Toutes les critiques de Fortunata

Les critiques de Première

  1. Première
    par Michaël Patin

    Coiffeuse à domicile sillonnant la banlieue de Rome sur ses talons hauts, mère déboussolée d’une petite fille de 8 ans, presque divorcée d’un mari abusif et violent, Fortunata porte à première vue mal son nom. Ni fortunée, ni chanceuse, elle s’inscrit dans une longue tradition de portraits de mères courage, toujours au bord de la crise de nerfs mais animées d’une force vitale que rien ne peut arrêter. Une tradition que Sergio Castellitto endosse sans complexe en multipliant les références : le quartier est celui où a été tournée Mamma Roma de Pasolini ; la présence de Hanna Schygulla en comédienne sénile signe sa nostalgie du cinéma de Fassbinder, Ferrerri ou Scola ; les scènes de joutes libidineuses et de corps-à-corps échevelés semblent tout droit sorties de l’univers d’Almodóvar. Ajoutez à cela une bonne dose de variété pop et d’embardées surréalistes façon Sorrentino, et vous obtenez un cocktail postmoderne très chargé qui, pour chaque montée d’adrénaline, doit négocier la descente conséquente. Un film d’excès (de clins d’oeil, de symboles, de psychanalyse, de misère sociale bariolée), jamais loin de l’implosion, qui se maintient en calant son pas sur celui de son actrice.

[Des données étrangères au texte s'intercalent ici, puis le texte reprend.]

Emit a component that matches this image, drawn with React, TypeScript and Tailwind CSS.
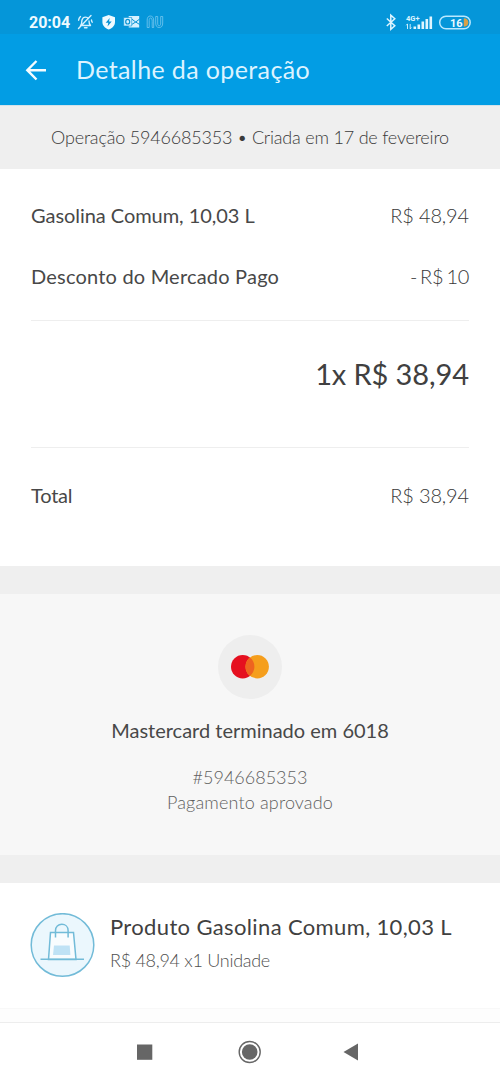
function StatusIcons() {
  return (
    <svg width="96" height="18" viewBox="0 0 96 18" fill="none">
      <g stroke="#d5f1ff" strokeWidth="1.4" strokeLinecap="round" strokeLinejoin="round">
        <path d="M4.5 12.5c1.500-1.500 1-3.500 1.500-5.500.6-2 2-2.900 3.500-2.900 1.200 0 2.200.5 2.900 1.500M13 8c0 2 .4 3.200 1.500 4.500H6.500M8.500 14.700h2.500M15 2.500L2.500 15.500M2.600 7.200c.2-1.500.8-2.600 1.900-3.600M15.500 7c0 1 .2 1.500.7 2.200" />
      </g>
      <g transform="translate(1.700 0)">
        <path d="M31 2l6.300 2.300v4.600c0 3.500-2.500 6.100-6.300 7.600-3.800-1.500-6.300-4.100-6.300-7.600V4.300z" fill="#effaff" />
        <path d="M32 5l-4 4.800h2.600L29.800 13.500 34 8.500h-2.700z" fill="#0992d3" />
        <path d="M51 3h10.500v11.500H51z" fill="#d5f1ff" />
        <path d="M54 6l4 3 4-3M54 11.500l4-2.500 4 2.500" stroke="#0992d3" strokeWidth="1" />
        <path d="M46 4.500h8v8.500h-8z" fill="#d5f1ff" stroke="#0992d3" strokeWidth=".6" />
        <ellipse cx="50" cy="8.700" rx="2" ry="2.300" stroke="#0992d3" strokeWidth="1.200" />
        <g stroke="#79c8ef" strokeWidth=".8">
          <path d="M69.500 14.500V7c0-2.500 1.200-4 3-4 2.600 0 3.500 2 3.500 5v6.500M71.500 14.500V7.500c0-1.600.5-2.500 1.300-2.500 1.300 0 1.700 1.500 1.700 3.500v6M69.500 14.500h2M74.500 14.500h1.500" />
          <path d="M78 3.500v6.500c0 3 1.200 4.500 3.500 4.500s3.500-1.500 3.500-4.500V3.500h-2v6.500c0 2-.5 2.800-1.500 2.800S80 12 80 10V3.500z" />
        </g>
      </g>
    </svg>
  );
}

function Signal() {
  return (
    <svg width="90" height="20" viewBox="0 0 90 20" fill="none">
      <path d="M1.800 6.500l8 7.300-4 3.500V3.200l4 3.500-8 7.300" stroke="#dff5ff" strokeWidth="1.500" />
      <text x="21" y="8.500" fontFamily="Roboto, sans-serif" fontSize="7.500" fontWeight="700" fill="#dff5ff">4G+</text>
      <path d="M22.500 17v-5M21.300 13.300l1.200-1.500M25.200 12v5M26.400 15.500L25.200 17" stroke="#dff5ff" strokeWidth=".9" />
      <path d="M28.500 14.500h2.600V17h-2.600zM32.500 12.500h2.600V17h-2.600zM36.500 9.500h2.600V17h-2.600zM40.500 7h2.600v10h-2.600zM44.500 4.500h2.600V17h-2.600z" fill="#dff5ff" />
      <rect x="54.700" y="4.200" width="30.500" height="12.600" rx="6.300" stroke="#b9e8ff" strokeWidth="1.500" />
      <path d="M78.800 6.300c3 0 4.500 1.900 4.500 4.200s-1.500 4.200-4.500 4.200z" fill="#d9a047" />
      <text x="65" y="14.500" fontFamily="Roboto, sans-serif" fontSize="11" fontWeight="700" fill="#eefaff">16</text>
    </svg>
  );
}

export default function App() {
  return (
    <div className="flex h-[1082px] w-[500px] flex-col overflow-hidden bg-white font-['Lato',sans-serif] whitespace-nowrap">
      <div className="flex h-[34px] shrink-0 items-center bg-[#0596d9] pt-[10px] pr-[25px] pl-[29px]">
        <span className="w-[47px] pt-px font-['Roboto',sans-serif] text-[16px] leading-none font-bold tracking-[0px] text-[#eefaff]">20:04</span>
        <StatusIcons />
        <div className="ml-auto"><Signal /></div>
      </div>
      <header className="flex h-[71px] shrink-0 items-center bg-[#029de4] pl-[25px]">
        <svg width="22" height="22" viewBox="0 0 22 22" fill="none" stroke="#f4fcff" strokeWidth="2.400">
          <path d="M11.500 2L2.300 11.200l9.200 9.300M2.300 11.200H21" />
        </svg>
        <h1 className="ml-[29px] pb-[2px] text-[25px] leading-[30px] font-normal tracking-[0.38px] text-[#dcf3ff]">Detalhe da operação</h1>
      </header>
      <div className="flex h-[64px] shrink-0 items-center justify-center border-t border-[#d3e2ea] bg-[#efefef] pb-px text-[18px] font-light tracking-[-0.19px] text-[#3a3a3a]">
        Operação 5946685353 • Criada em 17 de fevereiro
      </div>
      <section className="h-[397px] shrink-0 px-[31px] pt-[17px] text-[20px]">
        <div className="flex h-[61px] items-center justify-between pb-[3px]">
          <span className="tracking-[-0.05px] text-[#484848]">Gasolina Comum, 10,03 L</span>
          <span className="font-light tracking-[-0.15px] text-[#383838]">R$ 48,94</span>
        </div>
        <div className="flex h-[61px] items-center justify-between pb-[3px]">
          <span className="tracking-[0.2px] text-[#484848]">Desconto do Mercado Pago</span>
          <span className="font-light tracking-[-0.3px] [word-spacing:-2px] text-[#383838]">- R$ 10</span>
        </div>
        <div className="mt-[12px] flex h-[128px] items-center justify-end border-y border-[#eeeeee] pb-[20px] text-[29px] tracking-[-0.1px] text-[#404040]">
          1x R$ 38,94
        </div>
        <div className="mt-[18px] flex h-[61px] items-center justify-between pb-[3px]">
          <span className="tracking-[-0.2px] text-[#484848]">Total</span>
          <span className="font-light tracking-[-0.15px] text-[#383838]">R$ 38,94</span>
        </div>
      </section>
      <div className="h-[28px] shrink-0 bg-[#efefef]" />
      <section className="flex h-[261px] shrink-0 flex-col items-center bg-[#f7f7f7] pt-[41px]">
        <svg width="64" height="64" viewBox="0 0 64 64">
          <circle cx="32" cy="32" r="32" fill="#eeeeee" />
          <circle cx="24.700" cy="31.700" r="11.700" fill="#e50f1f" />
          <circle cx="39.200" cy="31.700" r="11.700" fill="#f59e1c" />
          <path d="M31.950 22.500a11.700 11.700 0 0 1 0 18.400a11.700 11.700 0 0 1 0-18.400z" fill="#ee6420" />
        </svg>
        <p className="mt-[19px] text-[20px] leading-[24px] text-[#484848]">Mastercard terminado em 6018</p>
        <p className="mt-[23px] text-[18px] leading-[25px] font-light text-[#606060]">#5946685353</p>
        <p className="text-[18px] leading-[25px] font-light tracking-[0.15px] text-[#606060]">Pagamento aprovado</p>
      </section>
      <div className="h-[28px] shrink-0 bg-[#efefef]" />
      <section className="flex h-[125px] shrink-0 items-center pl-[30px]">
        <svg width="65" height="65" viewBox="0 0 65 65" fill="none" stroke="#72bbd8" strokeWidth="1.500">
          <circle cx="32.500" cy="32" r="31.300" fill="#ebf7fd" />
          <path d="M20.500 19.500h23l2.500 27H18.500z" fill="#f8fcfe" />
          <path d="M25.500 24.500V17.500c0-3.700 2.700-6.200 6.300-6.200s6.300 2.500 6.300 6.200v7M10.500 46.300h43.500" />
          <path d="M24 32.500h15.700l.7 9.500H23z" fill="#bfe2f5" stroke="none" />
        </svg>
        <div className="ml-[15px] pb-[5px]">
          <p className="text-[22px] leading-[30px] tracking-[0.36px] text-[#404040]">Produto Gasolina Comum, 10,03 L</p>
          <p className="mt-[4px] text-[18px] leading-[28px] font-light tracking-[-0.28px] text-[#505050]">R$ 48,94 x1 Unidade</p>
        </div>
      </section>
      <div className="h-[14px] shrink-0 border-t border-[#f8f8f8] bg-[#fdfdfd]" />
      <nav className="flex-1 border-t border-[#ededed]">
        <svg width="500" height="58" viewBox="0 0 500 58" fill="#666666">
          <rect x="137" y="21.500" width="15.300" height="15.300" />
          <circle cx="249.700" cy="29" r="7.800" />
          <circle cx="249.700" cy="29" r="10.500" fill="none" stroke="#666666" strokeWidth="1.400" />
          <path d="M343.500 29L358 20.500v17z" />
        </svg>
      </nav>
    </div>
  );
}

Volcanique mais tout en nuances, Jasmine Trinca (passée chez Moretti, Giordana, Placido ou Bonello) donne âme et épaisseur à Fortunata et permet aux autres personnages d’exister (dont son meilleur ami, un junkie bipolaire écrasé par son complexe d’OEdipe). C’est elle la vraie chance de ce film, l’ancre qui l’empêche de sombrer dans le pompiérisme, la gardienne de sa fantaisie et de sa mélancolie.